**What the task asks:** Output each entry that follows exactly. Images stay out.

**Task material:**
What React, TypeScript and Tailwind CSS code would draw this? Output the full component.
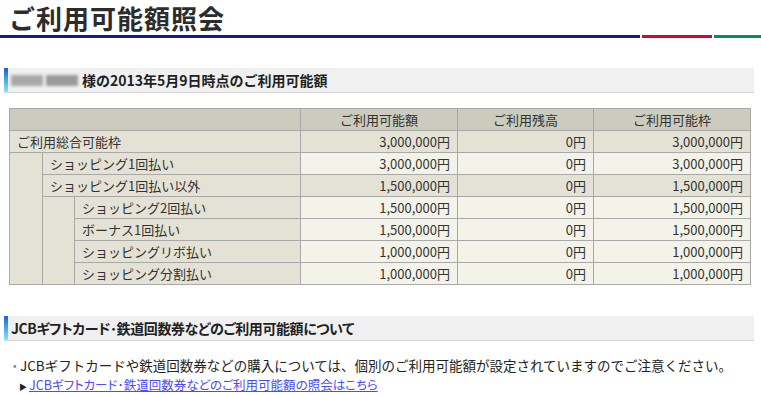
const rows = [
  { label: "ご利用総合可能枠", level: 0, a: "3,000,000円", b: "0円", c: "3,000,000円", dark: true },
  { label: "ショッピング1回払い", level: 1, a: "3,000,000円", b: "0円", c: "3,000,000円", dark: false },
  { label: "ショッピング1回払い以外", level: 1, a: "1,500,000円", b: "0円", c: "1,500,000円", dark: true },
  { label: "ショッピング2回払い", level: 2, a: "1,500,000円", b: "0円", c: "1,500,000円", dark: false },
  { label: "ボーナス1回払い", level: 2, a: "1,500,000円", b: "0円", c: "1,500,000円", dark: false },
  { label: "ショッピングリボ払い", level: 2, a: "1,000,000円", b: "0円", c: "1,000,000円", dark: false },
  { label: "ショッピング分割払い", level: 2, a: "1,000,000円", b: "0円", c: "1,000,000円", dark: false },
];

function SectionHead({ children, palt = false }: { children: React.ReactNode; palt?: boolean }) {
  return (
    <div className="mx-1 flex h-[25px] w-[750px] items-stretch border-b border-[#d6d6d6] bg-[#f0f0f0]">
      <div className="w-1 bg-gradient-to-b from-[#1465c8] to-[#86e6f8]" />
      <div
        className={`flex items-center pl-[3px] text-[14px] font-bold text-[#222] ${
          palt ? "tracking-[-0.4px] [font-feature-settings:'palt']" : ""
        }`}
      >
        {children}
      </div>
    </div>
  );
}

const cell = "h-[22px] border border-[#a9a9a9] px-[7px] py-0 leading-[21px] text-[13px] font-normal text-[#333]";

export default function App() {
  return (
    <div className="h-[395px] w-[761px] overflow-hidden bg-white font-['Noto_Sans_CJK_JP',sans-serif]">
      <h1 className="h-[35px] pl-[9px] text-[26px] leading-[35px] font-bold tracking-[1px] text-[#2c2c2c]">ご利用可能額照会</h1>
      <div className="flex h-[3px] gap-[2px]">
        <div className="w-[640px] bg-[#0f1f80]" />
        <div className="w-[70px] bg-[#e2002b]" />
        <div className="flex-1 bg-[#00915a]" />
      </div>

      <div className="mt-[30px]">
        <SectionHead>
          <span className="mr-[4px] inline-flex gap-[3px]">
            <span className="h-[11px] w-[32px] bg-[#a9a9a9] blur-[1.5px]" />
            <span className="h-[11px] w-[32px] bg-[#9a9a9a] blur-[1.5px]" />
          </span>
          様の2013年5月9日時点のご利用可能額
        </SectionHead>
      </div>

      <table className="ml-[9px] mt-[15px] w-[741px] table-fixed border-collapse">
        <colgroup>
          <col className="w-[33px]" />
          <col className="w-[32px]" />
          <col className="w-[226px]" />
          <col className="w-[157px]" />
          <col className="w-[136px]" />
          <col className="w-[157px]" />
        </colgroup>
        <thead>
          <tr className="bg-[#cbcbbe]">
            <th colSpan={3} className={cell} />
            <th className={`${cell} text-center`}>ご利用可能額</th>
            <th className={`${cell} text-center`}>ご利用残高</th>
            <th className={`${cell} text-center`}>ご利用可能枠</th>
          </tr>
        </thead>
        <tbody>
          {rows.map((r, i) => {
            const val = `${cell} text-right ${r.dark ? "bg-[#e4e2d5]" : "bg-[#f3f3e9]"}`;
            return (
              <tr key={r.label}>
                {i === 1 && <td rowSpan={6} className={`${cell} bg-[#e4e2d5]`} />}
                {i === 3 && <td rowSpan={4} className={`${cell} bg-[#e4e2d5]`} />}
                <td colSpan={3 - r.level} className={`${cell} text-left bg-[#e4e2d5]`}>
                  {r.label}
                </td>
                <td className={val}>{r.a}</td>
                <td className={val}>{r.b}</td>
                <td className={val}>{r.c}</td>
              </tr>
            );
          })}
        </tbody>
      </table>

      <div className="mt-[31px]">
        <SectionHead palt>JCBギフトカード･鉄道回数券などのご利用可能額について</SectionHead>
      </div>

      <div className="mt-[14px] pl-[8px] text-[13.5px] leading-[20px] text-[#222]">
        <p>
          <span className="inline-block w-[12px] text-[#888]">・</span>
          JCBギフトカードや鉄道回数券などの購入については、個別のご利用可能額が設定されていますのでご注意ください。
        </p>
        <p className="pl-[11px] text-[12.5px] [font-feature-settings:'palt']">
          <span className="mr-[2px] inline-block align-middle text-[8px]">▶</span>
          <a href="#" className="text-[#4a4aff] underline">JCBギフトカード･鉄道回数券などのご利用可能額の照会はこちら</a>
        </p>
      </div>
    </div>
  );
}
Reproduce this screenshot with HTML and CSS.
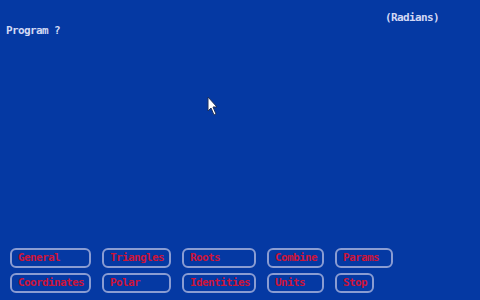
FILE: index.html
```html
<!DOCTYPE html>
<html>
<head>
<meta charset="utf-8">
<link rel="stylesheet" href="styles.css">
</head>
<body>
<div class="screen">
  <div class="status">(Radians)</div>
  <div class="prompt">Program ?</div>
  <div class="space"></div>
  <div class="buttons">
    <div class="btn">General</div>
    <div class="btn">Triangles</div>
    <div class="btn">Roots</div>
    <div class="btn">Combine</div>
    <div class="btn">Params</div>
    <div class="btn">Coordinates</div>
    <div class="btn">Polar</div>
    <div class="btn">Identities</div>
    <div class="btn">Units</div>
    <div class="btn stop">Stop</div>
  </div>
  <svg class="cursor" width="12" height="22" viewBox="0 0 12 22">
    <path d="M1 1 L1 15 L4 12 L7 19 L9 18 L6 11 L10 11 Z" fill="#ffffff" stroke="#20305a" stroke-width="1" stroke-linejoin="round"/>
  </svg>
</div>
</body>
</html>
```
FILE: styles.css
```css
html, body {
  margin: 0;
  padding: 0;
  background: #0539a3;
}
.screen {
  position: relative;
  width: 480px;
  height: 300px;
  display: flex;
  flex-direction: column;
  font-family: "DejaVu Sans Mono", monospace;
  font-weight: bold;
  font-size: 11px;
  letter-spacing: -0.62px;
  line-height: 13px;
  color: #d2d8f4;
}
.status {
  padding: 11px 0 0 385px;
}
.prompt {
  padding: 0 0 0 6px;
}
.space {
  flex: 1;
}
.buttons {
  display: grid;
  grid-template-columns: 81px 69px 74px 57px 58px;
  grid-auto-rows: 20px;
  column-gap: 11px;
  row-gap: 5px;
  padding: 0 0 7px 10px;
}
.btn {
  box-sizing: border-box;
  border: 2px solid #8a9cd2;
  border-radius: 6px;
  color: #cc143a;
  padding: 1px 0 0 6px;
  line-height: 14px;
}
.stop {
  width: 39px;
}
.cursor {
  position: absolute;
  left: 207px;
  top: 96px;
}
```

**Task output:**
What React, TypeScript and Tailwind CSS code would draw this? Output the full component.
const rows = [
  { label: "ご利用総合可能枠", level: 0, a: "3,000,000円", b: "0円", c: "3,000,000円", dark: true },
  { label: "ショッピング1回払い", level: 1, a: "3,000,000円", b: "0円", c: "3,000,000円", dark: false },
  { label: "ショッピング1回払い以外", level: 1, a: "1,500,000円", b: "0円", c: "1,500,000円", dark: true },
  { label: "ショッピング2回払い", level: 2, a: "1,500,000円", b: "0円", c: "1,500,000円", dark: false },
  { label: "ボーナス1回払い", level: 2, a: "1,500,000円", b: "0円", c: "1,500,000円", dark: false },
  { label: "ショッピングリボ払い", level: 2, a: "1,000,000円", b: "0円", c: "1,000,000円", dark: false },
  { label: "ショッピング分割払い", level: 2, a: "1,000,000円", b: "0円", c: "1,000,000円", dark: false },
];

function SectionHead({ children, palt = false }: { children: React.ReactNode; palt?: boolean }) {
  return (
    <div className="mx-1 flex h-[25px] w-[750px] items-stretch border-b border-[#d6d6d6] bg-[#f0f0f0]">
      <div className="w-1 bg-gradient-to-b from-[#1465c8] to-[#86e6f8]" />
      <div
        className={`flex items-center pl-[3px] text-[14px] font-bold text-[#222] ${
          palt ? "tracking-[-0.4px] [font-feature-settings:'palt']" : ""
        }`}
      >
        {children}
      </div>
    </div>
  );
}

const cell = "h-[22px] border border-[#a9a9a9] px-[7px] py-0 leading-[21px] text-[13px] font-normal text-[#333]";

export default function App() {
  return (
    <div className="h-[395px] w-[761px] overflow-hidden bg-white font-['Noto_Sans_CJK_JP',sans-serif]">
      <h1 className="h-[35px] pl-[9px] text-[26px] leading-[35px] font-bold tracking-[1px] text-[#2c2c2c]">ご利用可能額照会</h1>
      <div className="flex h-[3px] gap-[2px]">
        <div className="w-[640px] bg-[#0f1f80]" />
        <div className="w-[70px] bg-[#e2002b]" />
        <div className="flex-1 bg-[#00915a]" />
      </div>

      <div className="mt-[30px]">
        <SectionHead>
          <span className="mr-[4px] inline-flex gap-[3px]">
            <span className="h-[11px] w-[32px] bg-[#a9a9a9] blur-[1.5px]" />
            <span className="h-[11px] w-[32px] bg-[#9a9a9a] blur-[1.5px]" />
          </span>
          様の2013年5月9日時点のご利用可能額
        </SectionHead>
      </div>

      <table className="ml-[9px] mt-[15px] w-[741px] table-fixed border-collapse">
        <colgroup>
          <col className="w-[33px]" />
          <col className="w-[32px]" />
          <col className="w-[226px]" />
          <col className="w-[157px]" />
          <col className="w-[136px]" />
          <col className="w-[157px]" />
        </colgroup>
        <thead>
          <tr className="bg-[#cbcbbe]">
            <th colSpan={3} className={cell} />
            <th className={`${cell} text-center`}>ご利用可能額</th>
            <th className={`${cell} text-center`}>ご利用残高</th>
            <th className={`${cell} text-center`}>ご利用可能枠</th>
          </tr>
        </thead>
        <tbody>
          {rows.map((r, i) => {
            const val = `${cell} text-right ${r.dark ? "bg-[#e4e2d5]" : "bg-[#f3f3e9]"}`;
            return (
              <tr key={r.label}>
                {i === 1 && <td rowSpan={6} className={`${cell} bg-[#e4e2d5]`} />}
                {i === 3 && <td rowSpan={4} className={`${cell} bg-[#e4e2d5]`} />}
                <td colSpan={3 - r.level} className={`${cell} text-left bg-[#e4e2d5]`}>
                  {r.label}
                </td>
                <td className={val}>{r.a}</td>
                <td className={val}>{r.b}</td>
                <td className={val}>{r.c}</td>
              </tr>
            );
          })}
        </tbody>
      </table>

      <div className="mt-[31px]">
        <SectionHead palt>JCBギフトカード･鉄道回数券などのご利用可能額について</SectionHead>
      </div>

      <div className="mt-[14px] pl-[8px] text-[13.5px] leading-[20px] text-[#222]">
        <p>
          <span className="inline-block w-[12px] text-[#888]">・</span>
          JCBギフトカードや鉄道回数券などの購入については、個別のご利用可能額が設定されていますのでご注意ください。
        </p>
        <p className="pl-[11px] text-[12.5px] [font-feature-settings:'palt']">
          <span className="mr-[2px] inline-block align-middle text-[8px]">▶</span>
          <a href="#" className="text-[#4a4aff] underline">JCBギフトカード･鉄道回数券などのご利用可能額の照会はこちら</a>
        </p>
      </div>
    </div>
  );
}
Reproduce this screenshot with HTML and CSS.
FILE: index.html
```html
<!DOCTYPE html>
<html>
<head>
<meta charset="utf-8">
<link rel="stylesheet" href="styles.css">
</head>
<body>
<div class="screen">
  <div class="status">(Radians)</div>
  <div class="prompt">Program ?</div>
  <div class="space"></div>
  <div class="buttons">
    <div class="btn">General</div>
    <div class="btn">Triangles</div>
    <div class="btn">Roots</div>
    <div class="btn">Combine</div>
    <div class="btn">Params</div>
    <div class="btn">Coordinates</div>
    <div class="btn">Polar</div>
    <div class="btn">Identities</div>
    <div class="btn">Units</div>
    <div class="btn stop">Stop</div>
  </div>
  <svg class="cursor" width="12" height="22" viewBox="0 0 12 22">
    <path d="M1 1 L1 15 L4 12 L7 19 L9 18 L6 11 L10 11 Z" fill="#ffffff" stroke="#20305a" stroke-width="1" stroke-linejoin="round"/>
  </svg>
</div>
</body>
</html>
```
FILE: styles.css
```css
html, body {
  margin: 0;
  padding: 0;
  background: #0539a3;
}
.screen {
  position: relative;
  width: 480px;
  height: 300px;
  display: flex;
  flex-direction: column;
  font-family: "DejaVu Sans Mono", monospace;
  font-weight: bold;
  font-size: 11px;
  letter-spacing: -0.62px;
  line-height: 13px;
  color: #d2d8f4;
}
.status {
  padding: 11px 0 0 385px;
}
.prompt {
  padding: 0 0 0 6px;
}
.space {
  flex: 1;
}
.buttons {
  display: grid;
  grid-template-columns: 81px 69px 74px 57px 58px;
  grid-auto-rows: 20px;
  column-gap: 11px;
  row-gap: 5px;
  padding: 0 0 7px 10px;
}
.btn {
  box-sizing: border-box;
  border: 2px solid #8a9cd2;
  border-radius: 6px;
  color: #cc143a;
  padding: 1px 0 0 6px;
  line-height: 14px;
}
.stop {
  width: 39px;
}
.cursor {
  position: absolute;
  left: 207px;
  top: 96px;
}
```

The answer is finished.